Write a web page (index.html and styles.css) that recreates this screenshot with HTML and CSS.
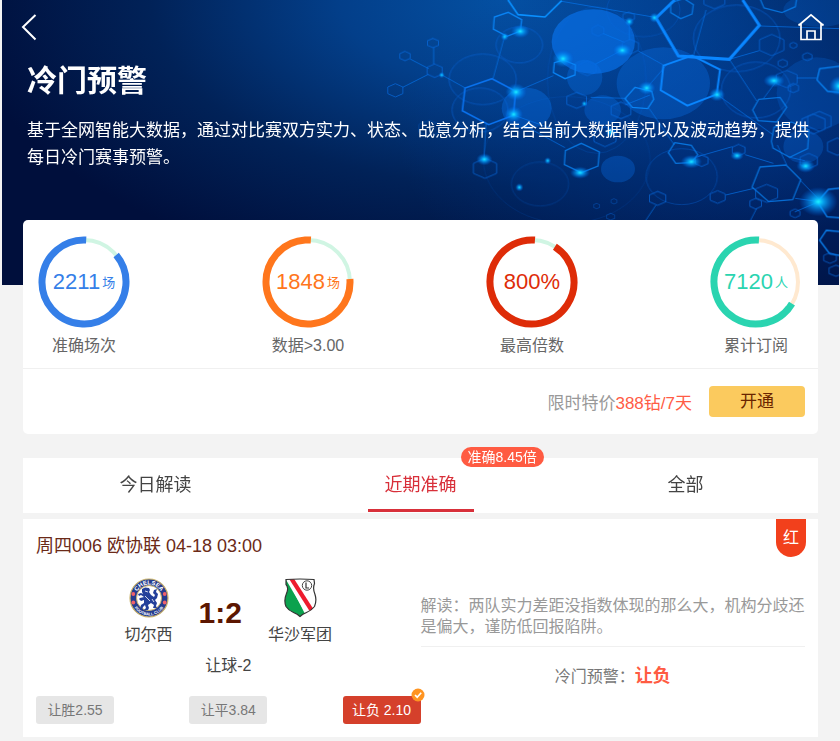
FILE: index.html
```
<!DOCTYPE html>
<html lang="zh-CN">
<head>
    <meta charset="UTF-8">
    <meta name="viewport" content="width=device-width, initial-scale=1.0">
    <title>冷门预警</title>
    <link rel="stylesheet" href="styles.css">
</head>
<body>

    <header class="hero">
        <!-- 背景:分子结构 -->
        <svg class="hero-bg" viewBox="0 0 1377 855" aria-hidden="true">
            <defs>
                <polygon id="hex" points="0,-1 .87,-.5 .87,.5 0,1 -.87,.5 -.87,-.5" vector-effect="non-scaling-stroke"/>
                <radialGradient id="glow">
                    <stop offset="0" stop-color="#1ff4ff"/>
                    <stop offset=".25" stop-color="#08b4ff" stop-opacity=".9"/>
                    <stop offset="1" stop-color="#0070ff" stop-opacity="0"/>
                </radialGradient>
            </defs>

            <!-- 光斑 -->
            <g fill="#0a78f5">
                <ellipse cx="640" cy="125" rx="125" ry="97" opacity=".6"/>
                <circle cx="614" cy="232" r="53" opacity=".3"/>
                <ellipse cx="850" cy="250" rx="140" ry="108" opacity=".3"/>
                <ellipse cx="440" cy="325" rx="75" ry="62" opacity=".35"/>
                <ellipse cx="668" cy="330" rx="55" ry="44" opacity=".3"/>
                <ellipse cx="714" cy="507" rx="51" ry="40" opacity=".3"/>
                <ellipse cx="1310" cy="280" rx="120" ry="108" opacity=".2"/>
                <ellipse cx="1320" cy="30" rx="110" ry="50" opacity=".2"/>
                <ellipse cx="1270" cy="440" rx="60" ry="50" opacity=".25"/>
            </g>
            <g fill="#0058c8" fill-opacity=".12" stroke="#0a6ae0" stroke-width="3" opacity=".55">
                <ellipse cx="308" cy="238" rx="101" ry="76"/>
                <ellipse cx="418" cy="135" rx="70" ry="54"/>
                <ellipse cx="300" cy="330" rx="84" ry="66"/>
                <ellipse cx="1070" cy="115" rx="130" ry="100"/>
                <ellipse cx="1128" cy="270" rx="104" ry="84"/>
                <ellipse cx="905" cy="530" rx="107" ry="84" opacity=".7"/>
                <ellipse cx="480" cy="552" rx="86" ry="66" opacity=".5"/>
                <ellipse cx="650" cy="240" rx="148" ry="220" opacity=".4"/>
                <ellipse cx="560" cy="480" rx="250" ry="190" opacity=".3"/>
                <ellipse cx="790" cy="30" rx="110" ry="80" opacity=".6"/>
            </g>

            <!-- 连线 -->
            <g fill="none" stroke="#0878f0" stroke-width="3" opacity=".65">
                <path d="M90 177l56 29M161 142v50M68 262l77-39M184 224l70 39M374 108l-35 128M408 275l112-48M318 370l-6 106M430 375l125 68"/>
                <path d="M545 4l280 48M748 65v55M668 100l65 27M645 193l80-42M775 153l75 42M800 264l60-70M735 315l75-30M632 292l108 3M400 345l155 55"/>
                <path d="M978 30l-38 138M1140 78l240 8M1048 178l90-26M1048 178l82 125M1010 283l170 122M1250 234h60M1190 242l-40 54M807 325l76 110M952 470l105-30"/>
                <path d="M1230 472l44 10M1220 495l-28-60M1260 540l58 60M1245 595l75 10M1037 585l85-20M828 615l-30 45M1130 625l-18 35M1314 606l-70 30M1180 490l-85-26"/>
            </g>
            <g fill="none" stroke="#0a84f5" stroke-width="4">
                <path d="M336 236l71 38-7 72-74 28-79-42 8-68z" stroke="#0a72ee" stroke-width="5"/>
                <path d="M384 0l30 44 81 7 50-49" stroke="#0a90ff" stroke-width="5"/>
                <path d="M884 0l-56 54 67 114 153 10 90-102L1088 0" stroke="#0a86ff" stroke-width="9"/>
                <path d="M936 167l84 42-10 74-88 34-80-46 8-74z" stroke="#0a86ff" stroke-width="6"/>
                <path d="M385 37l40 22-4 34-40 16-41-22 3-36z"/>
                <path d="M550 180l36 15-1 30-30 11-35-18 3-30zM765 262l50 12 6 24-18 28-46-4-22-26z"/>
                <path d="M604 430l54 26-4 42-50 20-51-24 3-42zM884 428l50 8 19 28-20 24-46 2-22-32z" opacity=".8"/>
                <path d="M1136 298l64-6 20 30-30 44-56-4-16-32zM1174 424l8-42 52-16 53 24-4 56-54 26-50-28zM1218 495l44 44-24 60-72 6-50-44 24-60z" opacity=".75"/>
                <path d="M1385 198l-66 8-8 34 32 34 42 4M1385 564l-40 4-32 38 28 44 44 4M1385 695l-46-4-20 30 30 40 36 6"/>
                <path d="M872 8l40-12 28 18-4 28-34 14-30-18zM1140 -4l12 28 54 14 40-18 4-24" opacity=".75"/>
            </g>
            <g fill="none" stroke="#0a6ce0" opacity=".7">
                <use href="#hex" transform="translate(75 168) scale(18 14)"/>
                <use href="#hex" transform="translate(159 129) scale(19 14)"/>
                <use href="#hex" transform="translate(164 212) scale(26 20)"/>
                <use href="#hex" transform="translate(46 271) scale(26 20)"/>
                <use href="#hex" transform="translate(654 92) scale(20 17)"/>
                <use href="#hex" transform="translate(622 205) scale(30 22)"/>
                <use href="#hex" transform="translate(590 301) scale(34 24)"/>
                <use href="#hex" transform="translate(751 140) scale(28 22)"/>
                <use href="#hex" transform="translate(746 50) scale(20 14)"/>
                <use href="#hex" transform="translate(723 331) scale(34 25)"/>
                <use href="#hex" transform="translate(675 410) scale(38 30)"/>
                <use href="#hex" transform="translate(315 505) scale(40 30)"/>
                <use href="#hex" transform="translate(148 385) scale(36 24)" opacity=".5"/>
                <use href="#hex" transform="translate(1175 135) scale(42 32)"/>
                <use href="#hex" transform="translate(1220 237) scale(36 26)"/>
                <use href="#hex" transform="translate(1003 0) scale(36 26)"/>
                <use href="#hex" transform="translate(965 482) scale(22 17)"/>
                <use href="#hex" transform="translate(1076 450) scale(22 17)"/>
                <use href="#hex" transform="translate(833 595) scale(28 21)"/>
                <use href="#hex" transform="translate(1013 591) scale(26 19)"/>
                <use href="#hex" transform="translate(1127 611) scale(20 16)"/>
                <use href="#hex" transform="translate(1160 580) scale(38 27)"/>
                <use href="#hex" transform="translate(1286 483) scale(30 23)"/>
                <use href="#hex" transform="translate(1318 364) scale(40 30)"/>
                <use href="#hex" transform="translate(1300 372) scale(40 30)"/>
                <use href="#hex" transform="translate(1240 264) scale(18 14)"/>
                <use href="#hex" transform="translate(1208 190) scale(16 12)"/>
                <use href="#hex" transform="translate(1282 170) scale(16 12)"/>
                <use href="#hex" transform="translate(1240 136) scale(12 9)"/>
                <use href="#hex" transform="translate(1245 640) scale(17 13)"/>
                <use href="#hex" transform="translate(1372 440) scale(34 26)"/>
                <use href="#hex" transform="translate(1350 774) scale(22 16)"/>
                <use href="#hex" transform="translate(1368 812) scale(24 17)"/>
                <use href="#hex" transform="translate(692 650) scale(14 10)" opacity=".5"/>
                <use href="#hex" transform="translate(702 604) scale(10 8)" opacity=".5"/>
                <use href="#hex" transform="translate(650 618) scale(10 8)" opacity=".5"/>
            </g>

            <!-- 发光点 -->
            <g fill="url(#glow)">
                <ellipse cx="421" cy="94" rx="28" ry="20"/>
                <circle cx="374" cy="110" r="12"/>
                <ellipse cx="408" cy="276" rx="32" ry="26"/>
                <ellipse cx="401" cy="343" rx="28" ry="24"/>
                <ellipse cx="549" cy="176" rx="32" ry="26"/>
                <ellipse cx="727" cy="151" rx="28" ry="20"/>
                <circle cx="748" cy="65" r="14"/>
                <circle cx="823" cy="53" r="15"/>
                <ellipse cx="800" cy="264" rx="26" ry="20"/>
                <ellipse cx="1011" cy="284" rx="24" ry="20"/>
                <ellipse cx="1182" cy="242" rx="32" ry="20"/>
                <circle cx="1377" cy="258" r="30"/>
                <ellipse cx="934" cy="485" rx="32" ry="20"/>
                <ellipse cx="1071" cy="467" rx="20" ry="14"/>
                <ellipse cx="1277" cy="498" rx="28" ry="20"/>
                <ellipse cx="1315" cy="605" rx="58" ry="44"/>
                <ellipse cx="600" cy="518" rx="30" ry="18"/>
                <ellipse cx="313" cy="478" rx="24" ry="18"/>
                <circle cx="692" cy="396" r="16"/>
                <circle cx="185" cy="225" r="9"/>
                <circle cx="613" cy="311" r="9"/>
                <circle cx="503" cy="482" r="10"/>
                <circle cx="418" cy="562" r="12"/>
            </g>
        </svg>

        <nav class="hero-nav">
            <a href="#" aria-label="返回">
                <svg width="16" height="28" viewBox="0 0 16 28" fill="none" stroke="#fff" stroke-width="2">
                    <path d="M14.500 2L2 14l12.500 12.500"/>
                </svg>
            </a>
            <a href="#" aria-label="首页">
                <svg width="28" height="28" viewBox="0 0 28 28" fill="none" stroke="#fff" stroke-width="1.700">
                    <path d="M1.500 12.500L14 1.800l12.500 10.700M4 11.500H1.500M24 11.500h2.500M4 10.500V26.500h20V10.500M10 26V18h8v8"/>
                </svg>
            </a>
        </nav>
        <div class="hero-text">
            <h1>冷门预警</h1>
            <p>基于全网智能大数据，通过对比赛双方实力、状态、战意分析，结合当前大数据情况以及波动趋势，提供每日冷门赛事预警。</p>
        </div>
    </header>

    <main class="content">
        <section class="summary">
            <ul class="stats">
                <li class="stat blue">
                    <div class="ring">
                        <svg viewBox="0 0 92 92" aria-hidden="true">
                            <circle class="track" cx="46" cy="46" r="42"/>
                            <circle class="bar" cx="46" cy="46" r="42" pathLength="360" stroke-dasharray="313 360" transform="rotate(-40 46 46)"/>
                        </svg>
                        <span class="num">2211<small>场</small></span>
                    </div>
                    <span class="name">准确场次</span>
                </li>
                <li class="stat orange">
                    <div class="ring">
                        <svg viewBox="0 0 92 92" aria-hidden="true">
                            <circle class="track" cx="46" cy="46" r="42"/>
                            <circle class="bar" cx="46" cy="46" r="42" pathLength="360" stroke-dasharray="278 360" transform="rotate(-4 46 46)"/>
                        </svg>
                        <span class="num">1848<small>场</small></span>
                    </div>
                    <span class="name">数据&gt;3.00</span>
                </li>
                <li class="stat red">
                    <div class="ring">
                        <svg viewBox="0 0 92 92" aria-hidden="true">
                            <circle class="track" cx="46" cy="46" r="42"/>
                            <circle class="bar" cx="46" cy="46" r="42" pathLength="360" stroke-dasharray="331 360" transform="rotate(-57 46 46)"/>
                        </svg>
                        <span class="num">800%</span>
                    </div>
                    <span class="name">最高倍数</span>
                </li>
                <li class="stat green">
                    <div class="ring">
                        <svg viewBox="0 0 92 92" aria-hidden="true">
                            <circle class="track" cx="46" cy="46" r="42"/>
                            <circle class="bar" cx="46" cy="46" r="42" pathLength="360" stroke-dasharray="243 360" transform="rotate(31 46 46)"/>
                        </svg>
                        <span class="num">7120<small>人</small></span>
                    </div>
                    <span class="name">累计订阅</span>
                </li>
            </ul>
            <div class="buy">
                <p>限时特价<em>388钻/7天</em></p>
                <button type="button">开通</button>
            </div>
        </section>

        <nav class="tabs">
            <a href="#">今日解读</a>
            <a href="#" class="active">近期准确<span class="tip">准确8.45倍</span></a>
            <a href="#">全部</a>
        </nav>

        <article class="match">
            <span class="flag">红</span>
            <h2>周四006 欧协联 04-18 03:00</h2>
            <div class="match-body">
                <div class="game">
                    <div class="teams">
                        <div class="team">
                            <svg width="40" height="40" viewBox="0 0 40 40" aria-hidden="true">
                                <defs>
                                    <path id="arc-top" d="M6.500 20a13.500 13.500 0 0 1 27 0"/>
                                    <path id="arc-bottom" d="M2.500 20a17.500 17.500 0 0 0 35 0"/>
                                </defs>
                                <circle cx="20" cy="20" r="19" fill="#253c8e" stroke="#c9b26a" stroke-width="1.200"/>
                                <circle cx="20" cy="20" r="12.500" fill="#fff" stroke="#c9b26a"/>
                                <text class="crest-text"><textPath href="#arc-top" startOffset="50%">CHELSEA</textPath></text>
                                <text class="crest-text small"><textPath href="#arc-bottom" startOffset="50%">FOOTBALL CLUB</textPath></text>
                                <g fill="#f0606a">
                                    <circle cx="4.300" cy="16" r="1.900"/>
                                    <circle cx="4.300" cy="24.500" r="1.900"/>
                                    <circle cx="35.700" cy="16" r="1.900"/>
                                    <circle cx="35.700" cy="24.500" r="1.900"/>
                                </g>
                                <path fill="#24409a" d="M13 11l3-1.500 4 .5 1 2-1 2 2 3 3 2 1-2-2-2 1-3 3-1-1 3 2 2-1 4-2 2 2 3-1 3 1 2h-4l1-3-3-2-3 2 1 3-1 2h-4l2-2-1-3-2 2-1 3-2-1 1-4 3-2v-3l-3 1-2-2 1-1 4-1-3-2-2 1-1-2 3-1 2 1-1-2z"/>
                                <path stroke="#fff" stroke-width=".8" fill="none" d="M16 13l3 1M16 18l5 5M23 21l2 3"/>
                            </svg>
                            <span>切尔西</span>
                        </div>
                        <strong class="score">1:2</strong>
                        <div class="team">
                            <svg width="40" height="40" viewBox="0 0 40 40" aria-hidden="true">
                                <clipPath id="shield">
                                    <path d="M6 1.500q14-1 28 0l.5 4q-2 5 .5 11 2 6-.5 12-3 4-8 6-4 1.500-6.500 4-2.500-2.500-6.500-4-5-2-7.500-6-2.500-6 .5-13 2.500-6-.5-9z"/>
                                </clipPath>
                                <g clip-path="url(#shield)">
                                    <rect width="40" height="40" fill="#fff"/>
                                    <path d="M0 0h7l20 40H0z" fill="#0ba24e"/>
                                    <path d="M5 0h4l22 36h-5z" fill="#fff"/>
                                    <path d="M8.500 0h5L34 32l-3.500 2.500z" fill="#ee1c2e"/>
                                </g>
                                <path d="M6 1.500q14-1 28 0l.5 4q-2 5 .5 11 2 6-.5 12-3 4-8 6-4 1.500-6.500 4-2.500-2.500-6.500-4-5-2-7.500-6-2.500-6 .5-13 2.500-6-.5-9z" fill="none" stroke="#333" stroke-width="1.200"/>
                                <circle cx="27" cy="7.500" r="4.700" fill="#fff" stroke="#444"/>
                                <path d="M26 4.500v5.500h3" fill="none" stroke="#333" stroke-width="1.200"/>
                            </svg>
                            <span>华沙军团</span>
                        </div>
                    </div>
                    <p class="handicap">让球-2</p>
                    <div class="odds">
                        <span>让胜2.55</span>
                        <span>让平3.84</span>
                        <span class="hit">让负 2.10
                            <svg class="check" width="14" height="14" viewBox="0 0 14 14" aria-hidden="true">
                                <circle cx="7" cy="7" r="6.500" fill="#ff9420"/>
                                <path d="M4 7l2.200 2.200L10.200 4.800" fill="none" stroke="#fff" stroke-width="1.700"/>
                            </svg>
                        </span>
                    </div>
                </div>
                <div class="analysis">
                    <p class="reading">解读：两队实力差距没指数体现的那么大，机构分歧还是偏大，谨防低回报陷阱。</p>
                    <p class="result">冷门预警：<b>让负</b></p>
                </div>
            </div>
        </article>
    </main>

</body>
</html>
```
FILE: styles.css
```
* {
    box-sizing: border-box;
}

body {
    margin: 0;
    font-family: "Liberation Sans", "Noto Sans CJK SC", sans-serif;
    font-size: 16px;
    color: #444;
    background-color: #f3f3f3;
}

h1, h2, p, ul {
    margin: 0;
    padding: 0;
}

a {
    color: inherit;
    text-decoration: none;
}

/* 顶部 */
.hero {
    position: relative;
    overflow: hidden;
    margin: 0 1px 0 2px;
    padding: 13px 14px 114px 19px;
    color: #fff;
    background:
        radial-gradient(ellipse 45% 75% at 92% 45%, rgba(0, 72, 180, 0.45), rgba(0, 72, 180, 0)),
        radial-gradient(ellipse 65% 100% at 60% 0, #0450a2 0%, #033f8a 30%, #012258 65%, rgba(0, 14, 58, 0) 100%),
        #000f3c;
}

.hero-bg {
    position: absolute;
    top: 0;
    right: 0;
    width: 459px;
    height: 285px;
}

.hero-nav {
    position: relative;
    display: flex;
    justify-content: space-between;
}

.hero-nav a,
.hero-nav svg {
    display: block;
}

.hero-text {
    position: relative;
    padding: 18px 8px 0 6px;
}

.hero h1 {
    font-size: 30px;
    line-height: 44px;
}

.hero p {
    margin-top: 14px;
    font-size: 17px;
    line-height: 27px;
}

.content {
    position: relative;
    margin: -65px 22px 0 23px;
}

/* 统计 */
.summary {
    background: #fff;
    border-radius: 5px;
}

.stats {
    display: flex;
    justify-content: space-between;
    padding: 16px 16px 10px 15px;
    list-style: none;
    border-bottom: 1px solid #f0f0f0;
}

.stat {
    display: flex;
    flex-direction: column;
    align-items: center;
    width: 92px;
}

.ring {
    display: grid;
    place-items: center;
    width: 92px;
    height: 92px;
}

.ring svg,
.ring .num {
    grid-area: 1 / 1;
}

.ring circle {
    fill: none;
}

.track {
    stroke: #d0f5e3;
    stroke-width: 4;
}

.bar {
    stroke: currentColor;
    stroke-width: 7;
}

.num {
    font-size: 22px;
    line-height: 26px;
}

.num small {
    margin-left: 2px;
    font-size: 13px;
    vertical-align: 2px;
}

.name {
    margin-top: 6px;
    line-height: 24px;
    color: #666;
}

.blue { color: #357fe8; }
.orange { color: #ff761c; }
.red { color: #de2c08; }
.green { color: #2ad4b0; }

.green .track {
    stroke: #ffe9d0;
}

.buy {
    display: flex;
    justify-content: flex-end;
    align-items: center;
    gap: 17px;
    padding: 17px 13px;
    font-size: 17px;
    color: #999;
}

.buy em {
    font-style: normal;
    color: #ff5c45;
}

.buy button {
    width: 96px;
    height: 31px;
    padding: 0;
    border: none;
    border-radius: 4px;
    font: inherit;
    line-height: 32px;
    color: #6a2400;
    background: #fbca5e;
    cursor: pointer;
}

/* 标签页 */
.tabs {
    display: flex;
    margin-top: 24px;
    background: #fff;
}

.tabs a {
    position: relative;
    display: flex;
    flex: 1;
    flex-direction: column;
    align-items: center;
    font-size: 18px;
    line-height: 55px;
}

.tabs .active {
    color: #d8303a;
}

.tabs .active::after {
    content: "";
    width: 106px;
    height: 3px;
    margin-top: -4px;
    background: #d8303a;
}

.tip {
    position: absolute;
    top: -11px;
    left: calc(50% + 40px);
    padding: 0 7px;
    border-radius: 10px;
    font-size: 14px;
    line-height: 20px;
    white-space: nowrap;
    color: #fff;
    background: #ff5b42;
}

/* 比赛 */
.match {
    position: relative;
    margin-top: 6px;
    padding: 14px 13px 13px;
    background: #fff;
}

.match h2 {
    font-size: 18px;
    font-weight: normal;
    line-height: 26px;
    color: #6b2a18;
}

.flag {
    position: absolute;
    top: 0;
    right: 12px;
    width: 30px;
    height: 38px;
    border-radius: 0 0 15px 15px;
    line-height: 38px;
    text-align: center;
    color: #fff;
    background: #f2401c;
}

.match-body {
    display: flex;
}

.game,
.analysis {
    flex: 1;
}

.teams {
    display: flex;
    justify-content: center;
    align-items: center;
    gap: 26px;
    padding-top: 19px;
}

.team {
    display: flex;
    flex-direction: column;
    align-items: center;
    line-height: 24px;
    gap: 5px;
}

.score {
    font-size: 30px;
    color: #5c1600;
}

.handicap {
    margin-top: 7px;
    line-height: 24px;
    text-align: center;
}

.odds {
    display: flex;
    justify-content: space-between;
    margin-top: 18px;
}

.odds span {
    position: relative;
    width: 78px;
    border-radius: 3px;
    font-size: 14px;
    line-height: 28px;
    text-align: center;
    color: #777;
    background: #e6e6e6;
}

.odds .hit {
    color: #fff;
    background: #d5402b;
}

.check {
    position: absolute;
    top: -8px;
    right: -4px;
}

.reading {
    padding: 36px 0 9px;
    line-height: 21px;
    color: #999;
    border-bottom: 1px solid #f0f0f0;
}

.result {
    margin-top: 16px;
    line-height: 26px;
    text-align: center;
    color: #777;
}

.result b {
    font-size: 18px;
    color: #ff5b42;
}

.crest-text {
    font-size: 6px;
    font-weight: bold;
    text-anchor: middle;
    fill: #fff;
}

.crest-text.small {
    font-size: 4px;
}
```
──────────
» **What to produce**
Copy each line of the data that contains the word "index".

» **Complete response**
Write a web page (index.html and styles.css) that recreates this screenshot with HTML and CSS.
FILE: index.html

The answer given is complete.